5. Actually, you can assert that for every p^k||G|,where p is a prime, then G has a subgroup of order p^k according to the First Sylow Theorem

6. Originally Posted by aman_cc
Let G be a group, $\displaystyle \mid G \mid = p^n$, where p is prime.
Prove G has a sub-group for each of the order $\displaystyle p^\alpha$, where $\displaystyle \alpha \in [0,n]$

Can someone provide me hints/sketches to attempt this? Have been stuck for a long time now.

Thanks
proof by induction over $\displaystyle n$: there's nothing to prove if $\displaystyle n=0$ (or $\displaystyle \alpha = n$). now consider two cases:

1) $\displaystyle G$ is abelian: by Cauchy's theorem $\displaystyle G$ has an element $\displaystyle x$ of oreder $\displaystyle p.$ now apply induction to the abelian $\displaystyle p$ group $\displaystyle \frac{G}{<x>}.$

2) General case: let $\displaystyle |Z(G)|=p^m,$ where $\displaystyle 0 < m \leq n.$ if $\displaystyle \alpha \leq m,$ we're done by 1). if $\displaystyle \alpha > m,$ let $\displaystyle G_1=\frac{G}{Z(G)}.$ we have $\displaystyle |G_1|=p^{n-m} < p^n.$ so, by induction, $\displaystyle G_1$ has a subgroup $\displaystyle H_1=\frac{H}{Z(G)}$

of order $\displaystyle p^{\alpha-m},$ which gives us $\displaystyle |H|=p^{\alpha}.$ done again!

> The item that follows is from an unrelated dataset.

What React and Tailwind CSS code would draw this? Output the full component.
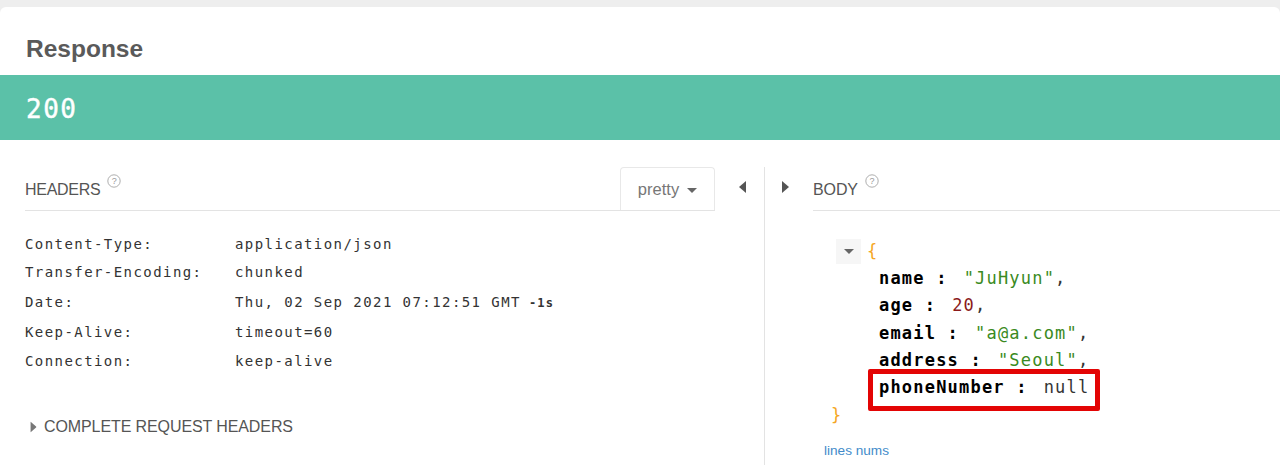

7. Thanks. I get the idea.

Originally Posted by NonCommAlg
proof by induction over $\displaystyle n$: there's nothing to prove if $\displaystyle n=0$ (or $\displaystyle \alpha = n$). now consider two cases:

1) $\displaystyle G$ is abelian: by Cauchy's theorem $\displaystyle G$ has an element $\displaystyle x$ of oreder $\displaystyle p.$ now apply induction to the abelian $\displaystyle p$ group $\displaystyle \frac{G}{<x>}.$

2) General case: let $\displaystyle |Z(G)|=p^m,$ where $\displaystyle 0 < m \leq n.$ if $\displaystyle \alpha \leq m,$ we're done by 1). if $\displaystyle \alpha > m,$ let $\displaystyle G_1=\frac{G}{Z(G)}.$ we have $\displaystyle |G_1|=p^{n-m} < p^n.$ so, by induction, $\displaystyle G_1$ has a subgroup $\displaystyle H_1=\frac{H}{Z(G)}$

of order $\displaystyle p^{\alpha-m},$ which gives us $\displaystyle |H|=p^{\alpha}.$ done again!